Ferro-cement: A thin shell of steel mesh coated on both sides with cement mortar. Used for curved earth-sheltered structures — domes and barrel vaults. The curved geometry transfers loads efficiently, allowing thin shells to span large areas. High skill requirement for construction but potentially very low material cost.
Shipping container sub-frames: Modified steel shipping containers can serve as structural subframes for earth-sheltered structures, providing both the walls and the roof with a known structural capacity. Requires heavy waterproofing of the steel (rust is a serious concern under constant moisture) and thermal break at container edges.
Waterproofing: The Non-Negotiable
No aspect of earth-sheltered construction has more impact on long-term performance than the waterproofing system. A failure here results in water intrusion that damages structure, insulation, and interior finishes, promotes mold growth, and is extremely difficult to remediate without excavating back to the membrane.
System approach, not single product: The best practice is a layered system — primary membrane, drainage mat, and drainage aggregate — not a single thick layer of waterproofing.
Primary membrane options:
EPDM rubber roofing membrane (60-mil or 90-mil): Extremely durable, 40+ year lifespan, flexible, compatible with most surfaces. Apply to a smooth concrete surface, lap all seams by 6 inches minimum and bond with EPDM primer and tape.
Bentonite panels (sodium bentonite between paper or fabric): Installed dry, hydrates and expands when wet to form a 1/4-inch layer of nearly impermeable clay. Self-healing — if punctured, bentonite migrates to fill the gap when wetted. Excellent for below-grade walls. Cannot be used on roof surfaces without specific detailing.
Liquid-applied membranes (polyurethane, polyurea): Applied by spray or roller, form a seamless membrane with no laps or joints (the primary failure point in sheet membranes). High quality application requires experienced crews and correct moisture conditions.
Crystalline waterproofing admixtures: Added to the concrete mix or applied to the surface, crystalline additives form insoluble crystals in the capillary pores of concrete when water is present. Self-sealing and permanent — if the concrete is intact, the waterproofing is intact. Not appropriate for surfaces with cracks or joints.
Drainage mat: A dimple mat (HDPE studded sheet) applied over the membrane allows any water that penetrates to drain down to the footing drain rather than accumulating against the wall. This reduces hydrostatic pressure on the membrane and provides a drainage path for condensation or any membrane imperfections.
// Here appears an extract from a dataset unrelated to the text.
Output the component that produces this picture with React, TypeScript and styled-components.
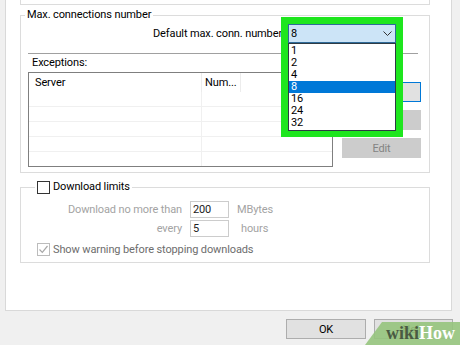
import React from "react";
import styled, { createGlobalStyle } from "styled-components";

const GlobalStyle = createGlobalStyle`
  html, body { margin: 0; padding: 0; background: #f0f0f0; }
  body {
    font-family: Roboto, "Liberation Sans", Arial, sans-serif;
    font-size: 11px;
    letter-spacing: -0.12px;
    color: #000;
  }
  #root { width: 460px; height: 345px; overflow: hidden; }
`;

const Page = styled.div`
  position: relative;
  width: 460px;
  height: 345px;
  overflow: hidden;
  display: flex;
  flex-direction: column;
  background: #f0f0f0;
`;

const Panel = styled.div`
  margin-left: 5px;
  width: 447px;
  height: 311px;
  box-sizing: border-box;
  background: #fff;
  border: 1px solid #d9d9d9;
  border-top: none;
  padding: 0 21px 0 14px;
  display: flex;
  flex-direction: column;
`;

const PrevGroupTail = styled.div`
  height: 5px;
  box-sizing: border-box;
  border: 1px solid #dcdcdc;
  border-top: none;
`;

const Group = styled.fieldset<{ $top: number }>`
  margin: ${(p) => p.$top}px 0 0;
  padding: 0;
  border: 1px solid #dcdcdc;
  min-width: 0;
`;

const Legend = styled.legend<{ $inset: number }>`
  margin-left: ${(p) => p.$inset}px;
  padding: 0 2px;
  height: 14px;
  line-height: 14px;
  display: flex;
  align-items: center;
  gap: 3px;
`;

const ConnRow = styled.div`
  display: flex;
  justify-content: flex-end;
  align-items: center;
  gap: 6px;
  margin-top: 2px;
  padding-right: 33px;
  height: 19px;
`;

const ComboAnchor = styled.div`
  position: relative;
  width: 108px;
  height: 19px;
`;

const Highlight = styled.div`
  position: absolute;
  left: -7px;
  top: -7px;
  right: -7px;
  height: 120px;
  background: #1ee61e;
  z-index: 1;
`;

const ComboBox = styled.div`
  position: relative;
  z-index: 2;
  box-sizing: border-box;
  height: 19px;
  border: 1px solid #2f6a99;
  background: #cce4f7;
  display: flex;
  align-items: center;
  justify-content: space-between;
  padding: 0 3px 0 2px;
`;

const DropList = styled.ul`
  position: absolute;
  z-index: 2;
  left: 0;
  right: 0;
  top: 19px;
  height: 88px;
  margin: 0;
  padding: 1px 0;
  list-style: none;
  box-sizing: border-box;
  border: 1px solid #2e3b44;
  background: #fff;
`;

const DropItem = styled.li<{ $selected?: boolean }>`
  height: 12px;
  line-height: 12px;
  padding-left: 2px;
  background: ${(p) => (p.$selected ? "#0078d7" : "transparent")};
  color: ${(p) => (p.$selected ? "#fff" : "#000")};
`;

const Separator = styled.div`
  margin: 10px 11px 0 7px;
  border-top: 1px solid #a0a0a0;
`;

const SectionLabel = styled.div`
  margin-top: 2px;
  padding-left: 11px;
  line-height: 14px;
`;

const ExceptionsRow = styled.div`
  display: flex;
  align-items: flex-start;
  gap: 9px;
  margin-top: 2px;
  padding: 0 0 5px 7px;
`;

const ListView = styled.div`
  width: 305px;
  height: 95px;
  box-sizing: border-box;
  border: 1px solid #7f7f7f;
  background: #fff;
  display: flex;
  flex-direction: column;
  overflow: hidden;
`;

const ListHeader = styled.div`
  display: flex;
  height: 19px;
  flex-shrink: 0;
`;

const ListRow = styled.div`
  display: flex;
  height: 15px;
  flex-shrink: 0;
  box-sizing: border-box;
  border-bottom: 1px solid #f0f0f0;
`;

const Cell = styled.div<{ $w?: number; $pad?: number; $line?: string }>`
  ${(p) => (p.$w ? `width: ${p.$w}px; flex-shrink: 0;` : "flex: 1;")}
  box-sizing: border-box;
  padding-left: ${(p) => p.$pad ?? 0}px;
  border-right: ${(p) => (p.$line ? `1px solid ${p.$line}` : "none")};
  display: flex;
  align-items: center;
  white-space: nowrap;
  overflow: hidden;
`;

const ButtonColumn = styled.div`
  display: flex;
  flex-direction: column;
  gap: 8px;
  margin-top: 10px;
  width: 79px;
`;

type Variant = "default" | "disabled" | "normal";

const PushButton = styled.button<{ $variant: Variant; $w?: number }>`
  width: ${(p) => (p.$w ? `${p.$w}px` : "100%")};
  height: 20px;
  box-sizing: border-box;
  padding: 0;
  font: inherit;
  letter-spacing: inherit;
  border: 1px solid
    ${(p) =>
      p.$variant === "default"
        ? "#0078d7"
        : p.$variant === "disabled"
        ? "#cccccc"
        : "#adadad"};
  background: ${(p) => (p.$variant === "disabled" ? "#cccccc" : "#e1e1e1")};
  color: ${(p) => (p.$variant === "disabled" ? "#838383" : "#000")};
`;

const LimitsGrid = styled.div`
  display: grid;
  grid-template-columns: 161px 39px auto;
  column-gap: 8px;
  row-gap: 2px;
  padding-top: 7px;
  align-items: center;
`;

const DimLabel = styled.span<{ $indent?: number }>`
  color: #a3a3a3;
  padding-left: ${(p) => p.$indent ?? 0}px;
`;

const RightLabel = styled(DimLabel)`
  text-align: right;
`;

const NumberInput = styled.div`
  height: 17px;
  box-sizing: border-box;
  border: 1px solid #cccccc;
  background: #fff;
  color: #222;
  padding-left: 2px;
  display: flex;
  align-items: center;
`;

const WarningRow = styled.div`
  display: flex;
  align-items: center;
  gap: 3px;
  margin-top: 6px;
  padding: 0 0 6px 16px;
  color: #6d6d6d;
`;

const Checkbox = styled.span<{ $disabled?: boolean }>`
  width: 13px;
  height: 13px;
  box-sizing: border-box;
  border: 1px solid ${(p) => (p.$disabled ? "#bcbcbc" : "#333")};
  background: #fff;
  display: inline-flex;
  align-items: center;
  justify-content: center;
  flex-shrink: 0;
`;

const ButtonBar = styled.div`
  display: flex;
  justify-content: flex-end;
  gap: 8px;
  padding: 8px 7px 0 0;
`;

const Watermark = styled.div`
  position: absolute;
  right: 0;
  bottom: 0;
  width: 95px;
  height: 23px;
  background: rgba(150, 196, 125, 0.9);
  clip-path: polygon(0 100%, 17px 0, 100% 0, 100% 100%);
  display: flex;
  align-items: center;
  justify-content: flex-end;
  padding-right: 5px;
  box-sizing: border-box;
  font-family: "Liberation Serif", "DejaVu Serif", serif;
  font-weight: bold;
  font-size: 18px;
  letter-spacing: 0;
  line-height: 23px;
`;

const WikiPart = styled.span`
  color: #4a5a42;
`;

const HowPart = styled.span`
  color: #ffffff;
`;

const options = ["1", "2", "4", "8", "16", "24", "32"];

const Chevron = () => (
  <svg width="9" height="5" viewBox="0 0 9 5">
    <path d="M0.5 0.5 L4.5 4.5 L8.5 0.5" fill="none" stroke="#333" strokeWidth="1" />
  </svg>
);

const Tick = () => (
  <svg width="11" height="11" viewBox="0 0 11 11">
    <path d="M1.5 5.5 L4.3 8.3 L9.5 2" fill="none" stroke="#a8a8a8" strokeWidth="1.2" />
  </svg>
);

export default function App() {
  const rows = [0, 1, 2, 3, 4];
  return (
    <>
      <GlobalStyle />
      <Page>
        <Panel>
          <PrevGroupTail />
          <Group $top={3}>
            <Legend $inset={4}>Max. connections number</Legend>
            <ConnRow>
              <span>Default max. conn. number</span>
              <ComboAnchor>
                <Highlight />
                <ComboBox>
                  <span>8</span>
                  <Chevron />
                </ComboBox>
                <DropList>
                  {options.map((o) => (
                    <DropItem key={o} $selected={o === "8"}>
                      {o}
                    </DropItem>
                  ))}
                </DropList>
              </ComboAnchor>
            </ConnRow>
            <Separator />
            <SectionLabel>Exceptions:</SectionLabel>
            <ExceptionsRow>
              <ListView>
                <ListHeader>
                  <Cell $w={173} $pad={6} $line="#ececec">Server</Cell>
                  <Cell $w={39} $pad={3} $line="#ececec">Num...</Cell>
                  <Cell />
                </ListHeader>
                {rows.map((r) => (
                  <ListRow key={r}>
                    <Cell $w={173} $line="#f0f0f0" />
                    <Cell $w={39} />
                    <Cell />
                  </ListRow>
                ))}
              </ListView>
              <ButtonColumn>
                <PushButton $variant="default">Add</PushButton>
                <PushButton $variant="disabled">Remove</PushButton>
                <PushButton $variant="disabled">Edit</PushButton>
              </ButtonColumn>
            </ExceptionsRow>
          </Group>
          <Group $top={7}>
            <Legend $inset={14}>
              <Checkbox />
              <span>Download limits</span>
            </Legend>
            <LimitsGrid>
              <RightLabel>Download no more than</RightLabel>
              <NumberInput>200</NumberInput>
              <DimLabel>MBytes</DimLabel>
              <RightLabel>every</RightLabel>
              <NumberInput>5</NumberInput>
              <DimLabel $indent={4}>hours</DimLabel>
            </LimitsGrid>
            <WarningRow>
              <Checkbox $disabled>
                <Tick />
              </Checkbox>
              <span>Show warning before stopping downloads</span>
            </WarningRow>
          </Group>
        </Panel>
        <ButtonBar>
          <PushButton $variant="normal" $w={80}>OK</PushButton>
          <PushButton $variant="normal" $w={79}>Help</PushButton>
        </ButtonBar>
        <Watermark>
          <WikiPart>wiki</WikiPart>
          <HowPart>How</HowPart>
        </Watermark>
      </Page>
    </>
  );
}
Foundation drain: A perforated pipe in gravel at the footing elevation, draining to daylight or a sump, removes water from the drainage mat and prevents it from accumulating.
Passive Solar Integration
The earth-sheltered in-hill design is incomplete without a solar design for the exposed south face. The two work together: earth stabilizes the baseline temperature, solar gain provides the heat lift from 55°F ambient to 65 to 70°F comfortable range in winter.
The south wall is typically 40 to 60 percent glazing. The glazing type matters: double-pane low-e glass with argon fill is standard minimum. Triple-pane is better in cold climates. The thermal mass inside the south face — the floor slab, interior masonry walls — absorbs solar gain during the day and releases it at night.
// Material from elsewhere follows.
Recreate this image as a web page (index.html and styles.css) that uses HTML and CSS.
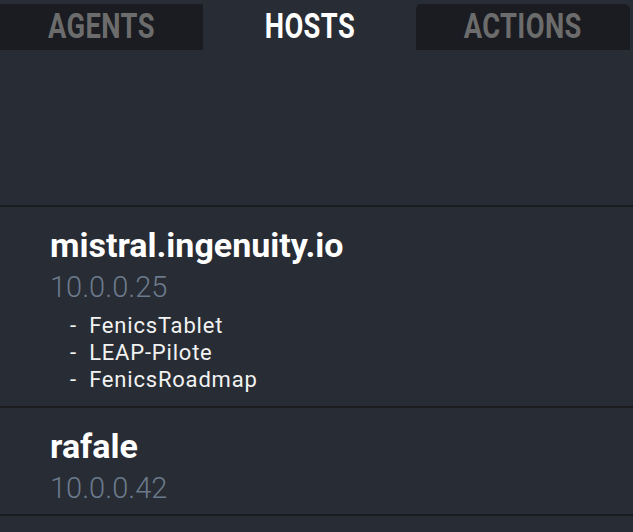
FILE: index.html
```html
<!DOCTYPE html>
<html>
<head>
<meta charset="utf-8">
<link rel="stylesheet" href="styles.css">
</head>
<body>
<div class="app">
  <nav class="tabs">
    <div class="tab tab-first"><span class="tab-label">AGENTS</span></div>
    <div class="tab tab-active"><span class="tab-label">HOSTS</span></div>
    <div class="tab tab-last"><span class="tab-label">ACTIONS</span></div>
  </nav>
  <div class="spacer"></div>
  <ul class="hosts">
    <li class="host host-first">
      <div class="host-name">mistral.ingenuity.io</div>
      <div class="host-ip">10.0.0.25</div>
      <ul class="agents">
        <li>- FenicsTablet</li>
        <li>- LEAP-Pilote</li>
        <li>- FenicsRoadmap</li>
      </ul>
    </li>
    <li class="host">
      <div class="host-name">rafale</div>
      <div class="host-ip">10.0.0.42</div>
    </li>
  </ul>
</div>
</body>
</html>
```
FILE: styles.css
```css
html, body {
  margin: 0;
  padding: 0;
  background: #282c34;
}
body {
  font-family: Roboto, "Liberation Sans", sans-serif;
  color: #ffffff;
  width: 633px;
  height: 532px;
  overflow: hidden;
}
.app {
  display: flex;
  flex-direction: column;
}
.tabs {
  display: grid;
  grid-template-columns: 203px 213px 214px;
  padding-top: 4px;
  margin-right: 3px;
  height: 46px;
}
.tab {
  background: #1a1c21;
  display: flex;
  align-items: center;
  justify-content: center;
}
.tab-last {
  border-radius: 5px 6px 0 0;
}
.tab-active {
  background: #282c34;
}
.tab-label {
  display: inline-block;
  font-weight: 700;
  font-size: 35px;
  line-height: 46px;
  color: #6c6c6c;
  transform: scaleX(0.78);
  letter-spacing: 0.5px;
}
.tab-active .tab-label {
  color: #ffffff;
}
.spacer {
  height: 155px;
}
.hosts {
  list-style: none;
  margin: 0;
  padding: 0;
}
.host {
  border-top: 2px solid #1a1c20;
  padding: 18px 0 4px 50px;
}
.host-first {
  padding-bottom: 13px;
}
.host + .host {
  border-bottom: 2px solid #1a1c20;
}
.host-name {
  font-weight: 700;
  font-size: 34px;
  line-height: 40px;
}
.host-ip {
  font-weight: 300;
  font-size: 29px;
  line-height: 44px;
  color: #6b7a8c;
}
.agents {
  list-style: none;
  margin: 3px 0 0 0;
  padding: 0 0 0 20px;
}
.agents li {
  font-size: 22px;
  line-height: 27px;
  color: #f2f2f2;
  letter-spacing: 0.8px;
  word-spacing: 6px;
}
```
Overhang calculation: the overhang above the south glazing must shade the glass at summer solstice (when you don't want solar gain) and admit full sun at winter solstice (when you do). The sun altitude at noon varies by latitude. At 40°N latitude: summer sun altitude is approximately 73 degrees, winter sun altitude approximately 27 degrees. An overhang depth equal to approximately 50 percent of the glazing height provides appropriate shading at this latitude. The formula: overhang depth = glazing height x (cos(winter altitude) / sin(summer altitude)).
Historical Precedents and Documented Performance
The earth-sheltered building revival of the 1970s produced substantial performance data. Malcolm Wells, the American architect who did more to document earth-sheltered building than anyone else, documented homes that used 80 to 90 percent less heating energy than comparable conventional houses in the same climate. The Underground House Book (1977) remains a primary reference.
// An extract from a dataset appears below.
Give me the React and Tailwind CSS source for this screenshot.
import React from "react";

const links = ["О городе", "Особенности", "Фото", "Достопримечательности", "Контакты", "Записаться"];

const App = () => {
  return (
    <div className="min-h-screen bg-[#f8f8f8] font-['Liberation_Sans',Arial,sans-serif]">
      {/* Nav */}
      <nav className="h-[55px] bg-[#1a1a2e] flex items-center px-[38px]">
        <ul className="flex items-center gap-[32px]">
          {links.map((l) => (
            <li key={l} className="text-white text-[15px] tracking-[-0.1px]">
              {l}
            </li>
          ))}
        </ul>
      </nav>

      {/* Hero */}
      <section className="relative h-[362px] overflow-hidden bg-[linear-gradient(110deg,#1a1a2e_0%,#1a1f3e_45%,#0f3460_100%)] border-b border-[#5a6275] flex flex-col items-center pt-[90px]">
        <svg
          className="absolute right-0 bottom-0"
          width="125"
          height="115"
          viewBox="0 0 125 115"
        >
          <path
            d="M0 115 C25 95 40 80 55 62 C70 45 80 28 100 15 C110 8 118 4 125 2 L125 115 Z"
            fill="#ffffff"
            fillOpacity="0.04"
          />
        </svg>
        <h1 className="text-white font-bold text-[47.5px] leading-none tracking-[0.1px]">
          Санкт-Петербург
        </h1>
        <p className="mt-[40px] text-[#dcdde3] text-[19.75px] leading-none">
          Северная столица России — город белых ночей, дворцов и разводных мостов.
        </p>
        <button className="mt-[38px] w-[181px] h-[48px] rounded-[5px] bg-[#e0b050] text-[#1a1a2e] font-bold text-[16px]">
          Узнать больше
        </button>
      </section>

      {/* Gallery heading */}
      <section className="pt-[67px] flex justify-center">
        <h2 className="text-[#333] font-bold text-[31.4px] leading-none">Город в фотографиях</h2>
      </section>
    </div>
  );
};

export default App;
The pre-Columbian peoples of the American Southwest built pit houses specifically for thermal stability — the design is at least 1,000 years old in that region, optimized for a semi-arid climate with extreme temperature swings between day and night and between summer and winter. The physics they exploited are identical to what modern earth-sheltered architects exploit.
In energy monitoring studies of modern earth-sheltered homes (Davis Caves, Earth Sheltered Associates, and independent owner-builder documentation), annual space heating energy use of 2 to 5 BTU per square foot per degree-day (versus 8 to 15 for a good conventional home) is consistently documented. In moderate climates, many earth-sheltered homes report zero supplemental heating requirements in most years.
The Planning Timescale
The case for earth-sheltered design is strongest when you take a long view. The incremental cost over conventional construction — typically 10 to 30 percent more per square foot for the structural and waterproofing systems — pays back in energy savings over 10 to 20 years at current energy prices. Over the 50 to 100 year life of the structure, the cumulative energy savings are enormous.
More fundamentally: you're making a one-time decision that locks in thermal performance for a century. This is planning at a timescale that most people never engage with. Most housing decisions are made in a 5 to 10 year mental frame. Earth-sheltered design asks you to think in decades. The soil will do its work every year, whether energy is cheap or expensive, whether the grid is functioning or not. The physics don't go away.
That permanence is the point. Infrastructure that requires no ongoing input to function — that simply works because of how it's positioned in the landscape — is the highest form of planning.